┌──
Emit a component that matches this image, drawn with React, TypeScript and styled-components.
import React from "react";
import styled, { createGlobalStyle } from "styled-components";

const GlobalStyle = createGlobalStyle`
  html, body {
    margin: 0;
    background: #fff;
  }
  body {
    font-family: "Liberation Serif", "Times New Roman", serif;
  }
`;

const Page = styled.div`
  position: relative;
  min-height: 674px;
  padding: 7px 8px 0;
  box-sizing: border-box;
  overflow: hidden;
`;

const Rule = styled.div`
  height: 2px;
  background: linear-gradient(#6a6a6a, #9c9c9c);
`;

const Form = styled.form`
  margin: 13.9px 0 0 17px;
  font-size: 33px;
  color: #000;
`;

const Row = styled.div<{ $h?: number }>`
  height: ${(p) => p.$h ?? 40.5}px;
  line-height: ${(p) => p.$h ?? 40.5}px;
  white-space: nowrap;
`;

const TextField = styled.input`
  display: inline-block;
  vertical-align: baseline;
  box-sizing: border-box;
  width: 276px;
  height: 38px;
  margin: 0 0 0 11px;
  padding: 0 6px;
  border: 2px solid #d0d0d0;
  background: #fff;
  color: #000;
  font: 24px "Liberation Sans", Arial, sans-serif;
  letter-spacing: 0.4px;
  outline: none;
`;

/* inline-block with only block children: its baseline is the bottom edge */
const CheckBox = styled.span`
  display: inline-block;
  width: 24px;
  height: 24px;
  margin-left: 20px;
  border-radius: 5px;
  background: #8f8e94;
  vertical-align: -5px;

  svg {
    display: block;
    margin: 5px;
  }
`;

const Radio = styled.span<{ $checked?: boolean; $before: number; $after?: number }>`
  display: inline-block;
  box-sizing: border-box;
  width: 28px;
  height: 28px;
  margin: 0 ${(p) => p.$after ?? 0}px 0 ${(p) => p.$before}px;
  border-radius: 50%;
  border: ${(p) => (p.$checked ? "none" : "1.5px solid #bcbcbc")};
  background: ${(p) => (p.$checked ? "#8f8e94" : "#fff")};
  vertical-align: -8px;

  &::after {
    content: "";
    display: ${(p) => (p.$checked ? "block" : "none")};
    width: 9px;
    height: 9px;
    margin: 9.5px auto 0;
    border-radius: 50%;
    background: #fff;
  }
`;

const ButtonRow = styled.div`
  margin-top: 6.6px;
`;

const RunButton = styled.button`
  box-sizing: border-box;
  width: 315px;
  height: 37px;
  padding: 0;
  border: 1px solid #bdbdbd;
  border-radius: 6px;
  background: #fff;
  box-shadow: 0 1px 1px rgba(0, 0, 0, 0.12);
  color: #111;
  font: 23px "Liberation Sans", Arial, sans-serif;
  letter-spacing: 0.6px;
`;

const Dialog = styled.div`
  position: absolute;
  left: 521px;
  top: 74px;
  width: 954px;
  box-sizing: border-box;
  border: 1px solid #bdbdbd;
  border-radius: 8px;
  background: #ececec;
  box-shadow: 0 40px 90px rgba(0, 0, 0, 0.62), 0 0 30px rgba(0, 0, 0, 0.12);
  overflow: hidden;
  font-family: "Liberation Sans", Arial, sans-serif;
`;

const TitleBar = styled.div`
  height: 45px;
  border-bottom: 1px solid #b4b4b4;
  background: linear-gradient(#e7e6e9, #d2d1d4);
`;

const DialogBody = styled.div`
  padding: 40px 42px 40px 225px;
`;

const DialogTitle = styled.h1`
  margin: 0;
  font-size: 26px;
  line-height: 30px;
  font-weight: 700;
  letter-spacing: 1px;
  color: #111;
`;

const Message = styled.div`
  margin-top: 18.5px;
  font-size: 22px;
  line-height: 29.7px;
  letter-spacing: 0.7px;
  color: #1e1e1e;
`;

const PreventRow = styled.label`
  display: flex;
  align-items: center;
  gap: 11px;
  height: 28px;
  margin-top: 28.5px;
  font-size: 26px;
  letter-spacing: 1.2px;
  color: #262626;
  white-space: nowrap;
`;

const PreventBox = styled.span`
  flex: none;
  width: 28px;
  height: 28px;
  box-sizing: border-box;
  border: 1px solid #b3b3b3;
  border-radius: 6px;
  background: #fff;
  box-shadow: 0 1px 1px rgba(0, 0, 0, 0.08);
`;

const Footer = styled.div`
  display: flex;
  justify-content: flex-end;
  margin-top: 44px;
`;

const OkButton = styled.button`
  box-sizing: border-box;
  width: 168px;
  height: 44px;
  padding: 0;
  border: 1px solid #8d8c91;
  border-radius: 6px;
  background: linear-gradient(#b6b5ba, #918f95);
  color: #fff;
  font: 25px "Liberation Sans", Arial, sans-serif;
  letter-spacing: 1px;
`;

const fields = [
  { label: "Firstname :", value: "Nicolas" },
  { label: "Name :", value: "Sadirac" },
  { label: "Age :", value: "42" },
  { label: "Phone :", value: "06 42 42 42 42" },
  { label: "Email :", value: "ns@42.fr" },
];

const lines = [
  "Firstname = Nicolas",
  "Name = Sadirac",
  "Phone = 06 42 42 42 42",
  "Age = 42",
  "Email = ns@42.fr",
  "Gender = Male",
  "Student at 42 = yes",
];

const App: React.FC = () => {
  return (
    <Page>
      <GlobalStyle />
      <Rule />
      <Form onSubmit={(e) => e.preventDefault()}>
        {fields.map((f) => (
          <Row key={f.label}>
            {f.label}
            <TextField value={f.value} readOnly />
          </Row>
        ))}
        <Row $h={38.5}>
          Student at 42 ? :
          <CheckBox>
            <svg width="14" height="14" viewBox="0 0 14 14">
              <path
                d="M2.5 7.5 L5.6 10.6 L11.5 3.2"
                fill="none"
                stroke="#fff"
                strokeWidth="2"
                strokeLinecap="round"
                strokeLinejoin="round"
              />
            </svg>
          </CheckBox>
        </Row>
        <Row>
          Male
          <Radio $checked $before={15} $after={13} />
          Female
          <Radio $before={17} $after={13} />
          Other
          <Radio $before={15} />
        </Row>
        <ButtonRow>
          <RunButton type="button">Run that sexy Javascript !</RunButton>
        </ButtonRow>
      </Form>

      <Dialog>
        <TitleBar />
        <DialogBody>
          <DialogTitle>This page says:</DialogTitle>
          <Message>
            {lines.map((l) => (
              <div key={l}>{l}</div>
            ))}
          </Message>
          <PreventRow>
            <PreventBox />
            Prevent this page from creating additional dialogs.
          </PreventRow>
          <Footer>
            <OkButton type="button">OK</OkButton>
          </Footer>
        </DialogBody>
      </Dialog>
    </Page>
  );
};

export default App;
└──
▶ SHORT TASK
Please reproduce each line exactly as written.

▶ SOLUTION TO THIS PROBLEM
Emit a component that matches this image, drawn with React, TypeScript and styled-components.
import React from "react";
import styled, { createGlobalStyle } from "styled-components";

const GlobalStyle = createGlobalStyle`
  html, body {
    margin: 0;
    background: #fff;
  }
  body {
    font-family: "Liberation Serif", "Times New Roman", serif;
  }
`;

const Page = styled.div`
  position: relative;
  min-height: 674px;
  padding: 7px 8px 0;
  box-sizing: border-box;
  overflow: hidden;
`;

const Rule = styled.div`
  height: 2px;
  background: linear-gradient(#6a6a6a, #9c9c9c);
`;

const Form = styled.form`
  margin: 13.9px 0 0 17px;
  font-size: 33px;
  color: #000;
`;

const Row = styled.div<{ $h?: number }>`
  height: ${(p) => p.$h ?? 40.5}px;
  line-height: ${(p) => p.$h ?? 40.5}px;
  white-space: nowrap;
`;

const TextField = styled.input`
  display: inline-block;
  vertical-align: baseline;
  box-sizing: border-box;
  width: 276px;
  height: 38px;
  margin: 0 0 0 11px;
  padding: 0 6px;
  border: 2px solid #d0d0d0;
  background: #fff;
  color: #000;
  font: 24px "Liberation Sans", Arial, sans-serif;
  letter-spacing: 0.4px;
  outline: none;
`;

/* inline-block with only block children: its baseline is the bottom edge */
const CheckBox = styled.span`
  display: inline-block;
  width: 24px;
  height: 24px;
  margin-left: 20px;
  border-radius: 5px;
  background: #8f8e94;
  vertical-align: -5px;

  svg {
    display: block;
    margin: 5px;
  }
`;

const Radio = styled.span<{ $checked?: boolean; $before: number; $after?: number }>`
  display: inline-block;
  box-sizing: border-box;
  width: 28px;
  height: 28px;
  margin: 0 ${(p) => p.$after ?? 0}px 0 ${(p) => p.$before}px;
  border-radius: 50%;
  border: ${(p) => (p.$checked ? "none" : "1.5px solid #bcbcbc")};
  background: ${(p) => (p.$checked ? "#8f8e94" : "#fff")};
  vertical-align: -8px;

  &::after {
    content: "";
    display: ${(p) => (p.$checked ? "block" : "none")};
    width: 9px;
    height: 9px;
    margin: 9.5px auto 0;
    border-radius: 50%;
    background: #fff;
  }
`;

const ButtonRow = styled.div`
  margin-top: 6.6px;
`;

const RunButton = styled.button`
  box-sizing: border-box;
  width: 315px;
  height: 37px;
  padding: 0;
  border: 1px solid #bdbdbd;
  border-radius: 6px;
  background: #fff;
  box-shadow: 0 1px 1px rgba(0, 0, 0, 0.12);
  color: #111;
  font: 23px "Liberation Sans", Arial, sans-serif;
  letter-spacing: 0.6px;
`;

const Dialog = styled.div`
  position: absolute;
  left: 521px;
  top: 74px;
  width: 954px;
  box-sizing: border-box;
  border: 1px solid #bdbdbd;
  border-radius: 8px;
  background: #ececec;
  box-shadow: 0 40px 90px rgba(0, 0, 0, 0.62), 0 0 30px rgba(0, 0, 0, 0.12);
  overflow: hidden;
  font-family: "Liberation Sans", Arial, sans-serif;
`;

const TitleBar = styled.div`
  height: 45px;
  border-bottom: 1px solid #b4b4b4;
  background: linear-gradient(#e7e6e9, #d2d1d4);
`;

const DialogBody = styled.div`
  padding: 40px 42px 40px 225px;
`;

const DialogTitle = styled.h1`
  margin: 0;
  font-size: 26px;
  line-height: 30px;
  font-weight: 700;
  letter-spacing: 1px;
  color: #111;
`;

const Message = styled.div`
  margin-top: 18.5px;
  font-size: 22px;
  line-height: 29.7px;
  letter-spacing: 0.7px;
  color: #1e1e1e;
`;

const PreventRow = styled.label`
  display: flex;
  align-items: center;
  gap: 11px;
  height: 28px;
  margin-top: 28.5px;
  font-size: 26px;
  letter-spacing: 1.2px;
  color: #262626;
  white-space: nowrap;
`;

const PreventBox = styled.span`
  flex: none;
  width: 28px;
  height: 28px;
  box-sizing: border-box;
  border: 1px solid #b3b3b3;
  border-radius: 6px;
  background: #fff;
  box-shadow: 0 1px 1px rgba(0, 0, 0, 0.08);
`;

const Footer = styled.div`
  display: flex;
  justify-content: flex-end;
  margin-top: 44px;
`;

const OkButton = styled.button`
  box-sizing: border-box;
  width: 168px;
  height: 44px;
  padding: 0;
  border: 1px solid #8d8c91;
  border-radius: 6px;
  background: linear-gradient(#b6b5ba, #918f95);
  color: #fff;
  font: 25px "Liberation Sans", Arial, sans-serif;
  letter-spacing: 1px;
`;

const fields = [
  { label: "Firstname :", value: "Nicolas" },
  { label: "Name :", value: "Sadirac" },
  { label: "Age :", value: "42" },
  { label: "Phone :", value: "06 42 42 42 42" },
  { label: "Email :", value: "ns@42.fr" },
];

const lines = [
  "Firstname = Nicolas",
  "Name = Sadirac",
  "Phone = 06 42 42 42 42",
  "Age = 42",
  "Email = ns@42.fr",
  "Gender = Male",
  "Student at 42 = yes",
];

const App: React.FC = () => {
  return (
    <Page>
      <GlobalStyle />
      <Rule />
      <Form onSubmit={(e) => e.preventDefault()}>
        {fields.map((f) => (
          <Row key={f.label}>
            {f.label}
            <TextField value={f.value} readOnly />
          </Row>
        ))}
        <Row $h={38.5}>
          Student at 42 ? :
          <CheckBox>
            <svg width="14" height="14" viewBox="0 0 14 14">
              <path
                d="M2.5 7.5 L5.6 10.6 L11.5 3.2"
                fill="none"
                stroke="#fff"
                strokeWidth="2"
                strokeLinecap="round"
                strokeLinejoin="round"
              />
            </svg>
          </CheckBox>
        </Row>
        <Row>
          Male
          <Radio $checked $before={15} $after={13} />
          Female
          <Radio $before={17} $after={13} />
          Other
          <Radio $before={15} />
        </Row>
        <ButtonRow>
          <RunButton type="button">Run that sexy Javascript !</RunButton>
        </ButtonRow>
      </Form>

      <Dialog>
        <TitleBar />
        <DialogBody>
          <DialogTitle>This page says:</DialogTitle>
          <Message>
            {lines.map((l) => (
              <div key={l}>{l}</div>
            ))}
          </Message>
          <PreventRow>
            <PreventBox />
            Prevent this page from creating additional dialogs.
          </PreventRow>
          <Footer>
            <OkButton type="button">OK</OkButton>
          </Footer>
        </DialogBody>
      </Dialog>
    </Page>
  );
};

export default App;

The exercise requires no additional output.